I felt numb and didn’t say anything back to him. He sat me down, taking the pack from my hand and building up our fire. I was shaking, but it wasn’t from the cold.

He slipped out of his pants and shifted again after a few hours to take the body of the other shifter away from our camp.

I didn’t sleep at all that night.

Then he met Jennifer.

We’d ventured a little too close to the Blackwell pack lands, having run out of places to go, and my dad not wanting to circle back yet. He was hunting one night when he ran into a white wolf. She knew he was a rogue; it was obvious. But it didn’t bother her.

Over time, they grew closer, and I learned that she had a daughter. He hadn’t believed me when I told him I had a dream of having a sister, but I was right.

Her pack, not wanting one of their own to continue to be a single mom, decided to take us in.

I was so excited. For the first time in my entire life, I thought I was safe. I’d no longer have to sleep outside, and we wouldn’t have to be alone anymore.

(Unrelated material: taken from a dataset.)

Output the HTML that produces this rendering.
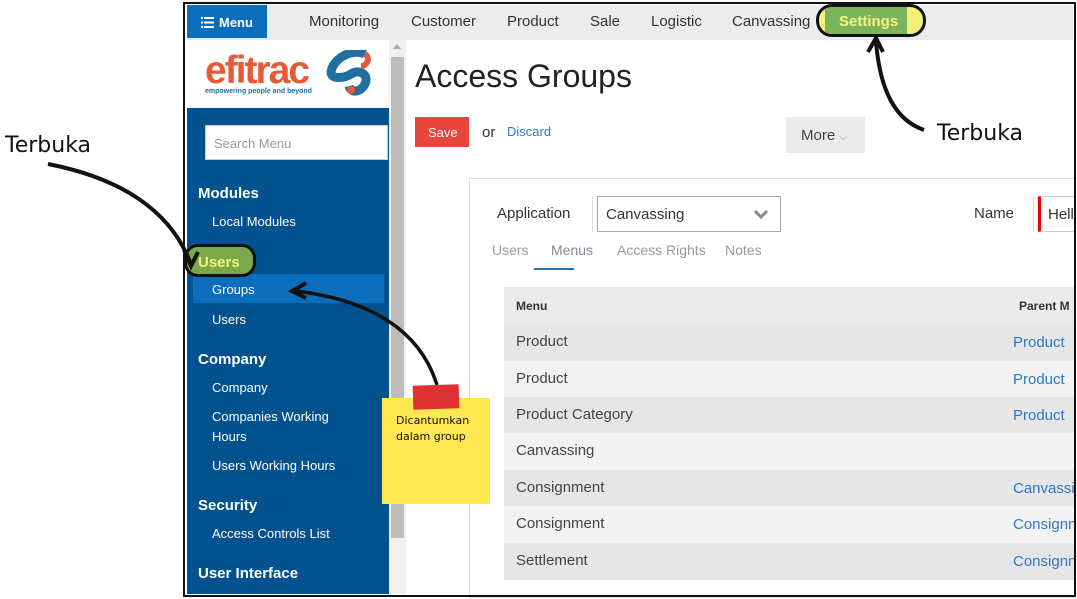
<!DOCTYPE html>
<html><head><meta charset="utf-8"><style>
*{margin:0;padding:0;box-sizing:border-box}
body{width:1077px;height:599px;background:#fff;position:relative;overflow:hidden;font-family:"Liberation Sans",sans-serif;color:#333}
.a{position:absolute;white-space:nowrap}
.nav{font-size:15px;color:#333;top:13px}
.sb{color:#fff;font-size:13px}
.sh{color:#fff;font-size:15px;font-weight:bold}
.row{position:absolute;left:504px;width:570px;height:37px}
.row span{position:absolute;left:12px;top:9px;font-size:15px;color:#444}
.row b{position:absolute;left:509px;top:10px;font-size:15px;color:#2d78c4;font-weight:normal}
.hand{font-family:"DejaVu Sans",sans-serif}
</style></head><body>
<!-- top bar -->
<div class="a" style="left:187px;top:5px;width:886px;height:35px;background:#ececec"></div>
<div class="a" style="left:187px;top:5px;width:80px;height:33px;background:#0a6ebd;color:#fff;font-weight:bold;font-size:13px;padding:10px 0 0 14px">
<svg width="13" height="11" style="vertical-align:-1px;margin-right:5px"><g fill="#fff"><rect x="0" y="0" width="2" height="2"/><rect x="3" y="0" width="10" height="2"/><rect x="0" y="4.5" width="2" height="2"/><rect x="3" y="4.5" width="10" height="2"/><rect x="0" y="9" width="2" height="2"/><rect x="3" y="9" width="10" height="2"/></g></svg>Menu</div>
<div class="a nav" style="left:309px">Monitoring</div>
<div class="a nav" style="left:411px">Customer</div>
<div class="a nav" style="left:507px">Product</div>
<div class="a nav" style="left:590px">Sale</div>
<div class="a nav" style="left:651px">Logistic</div>
<div class="a nav" style="left:732px">Canvassing</div>
<div class="a" style="left:816px;top:4px;width:110px;height:33px;border:3px solid #111;border-radius:16px;background:#f0f07a;overflow:hidden">
<div style="position:absolute;left:6px;top:0;width:82px;height:30px;background:#7bb35f"></div>
<div style="position:absolute;left:20px;top:6px;color:#f5f57a;font-weight:bold;font-size:15px">Settings</div></div>
<!-- sidebar -->
<div class="a" style="left:187px;top:40px;width:202px;height:68px;background:#fff">
<div class="a" style="left:18px;top:9px;font-size:39px;font-weight:bold;color:#e65a35;letter-spacing:-2px">efitrac</div>
<div class="a" style="left:18px;top:48px;font-size:7px;color:#1f6fa0;font-weight:bold">empowering people and beyond</div>
<svg class="a" style="left:138px;top:10px" width="48" height="46"><path d="M40 4 C28 -2 8 8 6 22 C6 30 20 28 26 24 C36 18 44 26 40 34 C36 42 26 44 24 36" fill="none" stroke="#1f6fa0" stroke-width="9"/><path d="M40 4 C46 8 42 16 36 16" stroke="#e65a35" stroke-width="6" fill="none"/><circle cx="26" cy="40" r="4" fill="#e65a35"/></svg>
</div>
<div class="a" style="left:187px;top:108px;width:202px;height:486px;background:#02528f"></div>
<div class="a" style="left:205px;top:125px;width:183px;height:35px;background:#fff;border:1px solid #ccc;font-size:13px;color:#999;padding:10px 0 0 8px">Search Menu</div>
<div class="a sh" style="left:198px;top:185px">Modules</div>
<div class="a sb" style="left:212px;top:214px">Local Modules</div>
<div class="a" style="left:193px;top:274px;width:191px;height:29px;background:#0a6ebd"></div>
<div class="a" style="left:184px;top:244px;width:72px;height:33px;border:3px solid #111;border-radius:14px;background:#7ba94a"></div>
<div class="a" style="left:198px;top:254px;color:#f2f27a;font-weight:bold;font-size:15px">Users</div>
<div class="a sb" style="left:212px;top:282px">Groups</div>
<div class="a sb" style="left:212px;top:312px">Users</div>
<div class="a sh" style="left:198px;top:351px">Company</div>
<div class="a sb" style="left:212px;top:380px">Company</div>
<div class="a sb" style="left:212px;top:409px">Companies Working</div>
<div class="a sb" style="left:212px;top:429px">Hours</div>
<div class="a sb" style="left:212px;top:458px">Users Working Hours</div>
<div class="a sh" style="left:198px;top:497px">Security</div>
<div class="a sb" style="left:212px;top:526px">Access Controls List</div>
<div class="a sh" style="left:198px;top:565px">User Interface</div>
<!-- scrollbar -->
<div class="a" style="left:389px;top:40px;width:17px;height:554px;background:#f0f0f0"></div>
<div class="a" style="left:391px;top:57px;width:13px;height:481px;background:#bdbdbd"></div>
<div class="a" style="left:393px;top:44px;width:0;height:0;border:4px solid transparent;border-bottom:5px solid #aaa;border-top:0"></div>
<!-- main -->
<div class="a" style="left:415px;top:58px;font-size:32px;font-weight:300;color:#222">Access Groups</div>
<div class="a" style="left:415px;top:117px;width:54px;height:30px;background:#e8453c;color:#fff;font-size:13px;padding:8px 0 0 13px">Save</div>
<div class="a" style="left:482px;top:124px;font-size:15px;color:#333">or</div>
<div class="a" style="left:507px;top:124px;font-size:13px;color:#2d78c4">Discard</div>
<div class="a" style="left:786px;top:117px;width:79px;height:36px;background:#ebebeb;font-size:15px;color:#444;padding:10px 0 0 15px">More <span style="font-size:10px;color:#888">&#9013;</span></div>
<div class="a" style="left:469px;top:178px;width:606px;height:420px;border:1px solid #ddd;border-right:0;background:#fff"></div>
<div class="a" style="left:497px;top:205px;font-size:15px;color:#333">Application</div>
<div class="a" style="left:592px;top:196px;width:1px;height:36px;background:#ddd"></div>
<div class="a" style="left:597px;top:196px;width:184px;height:36px;border:1px solid #aaa;font-size:15px;color:#333;padding:9px 0 0 8px">Canvassing</div>
<svg class="a" style="left:753px;top:209px" width="16" height="10"><path d="M2 2 L8 8 L14 2" stroke="#888" stroke-width="3" fill="none"/></svg>
<div class="a" style="left:974px;top:205px;font-size:15px;color:#333">Name</div>
<div class="a" style="left:1033px;top:196px;width:1px;height:36px;background:#ddd"></div>
<div class="a" style="left:1038px;top:196px;width:40px;height:36px;border:1px solid #ccc;border-left:3px solid #e00;font-size:15px;color:#333;padding:9px 0 0 7px">Hell</div>
<div class="a" style="left:492px;top:242px;font-size:14px;color:#999">Users</div>
<div class="a" style="left:551px;top:242px;font-size:14px;color:#889">Menus</div>
<div class="a" style="left:534px;top:268px;width:40px;height:2px;background:#2d6fb5"></div>
<div class="a" style="left:617px;top:242px;font-size:14px;color:#999">Access Rights</div>
<div class="a" style="left:725px;top:242px;font-size:14px;color:#999">Notes</div>
<div class="row" style="top:287px;background:#ebebeb;height:37px"><span style="font-size:12px;font-weight:bold;top:12px;color:#333">Menu</span><b style="font-size:12px;font-weight:bold;color:#333;left:515px;top:12px">Parent M</b></div>
<div class="row" style="top:324px;background:#e6e6e6"><span>Product</span><b>Product</b></div>
<div class="row" style="top:361px;background:#f2f2f2"><span>Product</span><b>Product</b></div>
<div class="row" style="top:397px;background:#e6e6e6"><span>Product Category</span><b>Product</b></div>
<div class="row" style="top:433px;background:#f2f2f2"><span>Canvassing</span></div>
<div class="row" style="top:470px;background:#e6e6e6"><span>Consignment</span><b>Canvassi</b></div>
<div class="row" style="top:506px;background:#f2f2f2"><span>Consignment</span><b>Consignn</b></div>
<div class="row" style="top:543px;background:#e6e6e6"><span>Settlement</span><b>Consignn</b></div>
<!-- frame -->
<div class="a" style="left:1075px;top:0;width:2px;height:599px;background:#fff"></div>
<div class="a" style="left:183px;top:2px;width:893px;height:595px;border:2px solid #111"></div>
<!-- annotations -->
<svg class="a" style="left:0;top:0" width="1077" height="599">
<path d="M48 164 C120 178 170 210 190 262" stroke="#111" stroke-width="4" fill="none"/>
<path d="M184 250 L191 266 L198 252" stroke="#111" stroke-width="4" fill="none"/>
<path d="M437 385 C420 330 370 300 296 291" stroke="#111" stroke-width="3.5" fill="none"/>
<path d="M306 283 L292 291 L306 298" stroke="#111" stroke-width="4" fill="none"/>
<path d="M924 130 C895 120 880 90 876 42" stroke="#111" stroke-width="4" fill="none"/>
<path d="M868 52 L876 38 L883 52" stroke="#111" stroke-width="4" fill="none"/>
</svg>
<div class="a hand" style="left:5px;top:133px;font-size:22px;color:#111">Terbuka</div>
<div class="a hand" style="left:937px;top:121px;font-size:22px;color:#111">Terbuka</div>
<div class="a" style="left:382px;top:398px;width:108px;height:106px;background:#ffe84f"></div>
<div class="a" style="left:413px;top:385px;width:46px;height:24px;background:#de3232;transform:rotate(-2deg)"></div>
<div class="a hand" style="left:396px;top:413px;font-size:11px;color:#111;line-height:16px">Dicantumkan<br>dalam group</div>
</body></html>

Most of all, I was excited to have a little sister. I imagined all the things we’d be able to do together. I was even the flower girl in Dad and Jennifer’s wedding ceremony. At first, everything was as I’d imagined. It was a dream come true after struggling to survive for so long.

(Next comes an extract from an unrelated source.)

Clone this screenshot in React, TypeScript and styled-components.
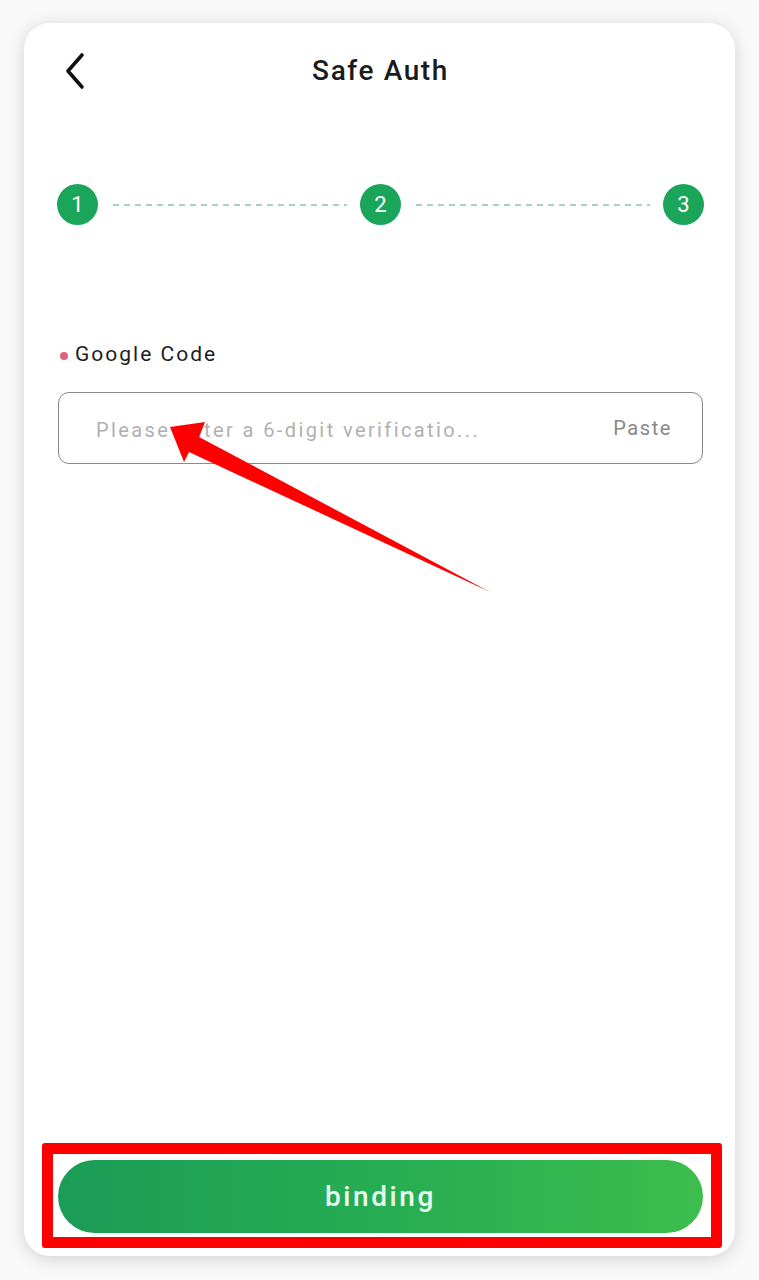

As a child, the pack hadn’t treated me terribly. I had friends and played often with them in our backyard. I remembered running through the yard pulling Kendra behind me in a wagon as she squealed with delight.

Until school, we were close. I loved her, and she loved me.

Then it all changed. I’d told her about my dreams of having a sister, and about my scary dreams. She told me I was crazy and to stay away from her.

From then on, she’d worked on turning not only our peers but the entire pack against me.

First, she’d tell girls at school that I had crushes on their boyfriends. For years, it was just that, petty lies trying to make people hate me.

But in middle school, she took it to another level. She told my best friend I kissed her boyfriend and that she saw it. Everyone made fun of him for kissing a loser like me, and my best friend never talked to me again. Eventually, the guy rebounded, but I never did.

Then, she started the rumors about me being insane. That was what really led the pack to hate me. She made them fear me.

Overnight, it was like I was the rogue in our pack. Even adults shunned me. Dad and Jennifer seemed completely oblivious to the treatment, both from Kendra and the pack.

Kendra was the child who could do no wrong. She’d break something and blame me, and they believed her every time. It was like the universe was working with her to bring me down.

Every incident of bullying I’d experienced at her hand flashed before my eyes, the sounds and feelings overwhelming me. Then a bright light broke through everything, blinding me.

***

I sat upright in my bed, sweat pouring down my face, again. I stared at the wall across from me where an old picture of me and my dad hung. The heat was overwhelming, so I threw the blanket off me, grunting in frustration as it tangled around my ankle.

“Will this ever stop?” I whispered to myself through ragged breaths. Tears welled in my eyes, but I refused to let them fall.

I was tired of crying. I was tired of living in that house. I was tired of being me. I was tired.

The dreams of my past weighed on me. I remembered it perfectly well when I was awake, and I didn’t need the replays running through my head in my dreams.

I shivered as the sweat chilled my body and grabbed the blanket from the floor, throwing it over me as I fell back onto the bed.

I felt my head slowly sinking into the pillow and exhaled. I was exhausted, but my mind wouldn’t stop racing.

Would I ever escape this life? Could I find happiness in this pack?

The idea of finding my mate in this pack was out of the realm of possibility in my head. I just knew I was destined to be alone.

Despite my thoughts, my eyes slowly closed as my breathing evened out. I slipped into an uneasy sleep, full of dreams that didn’t make sense.

The sounds of kids screaming and wolves snarling were the most vivid memories that stuck with me.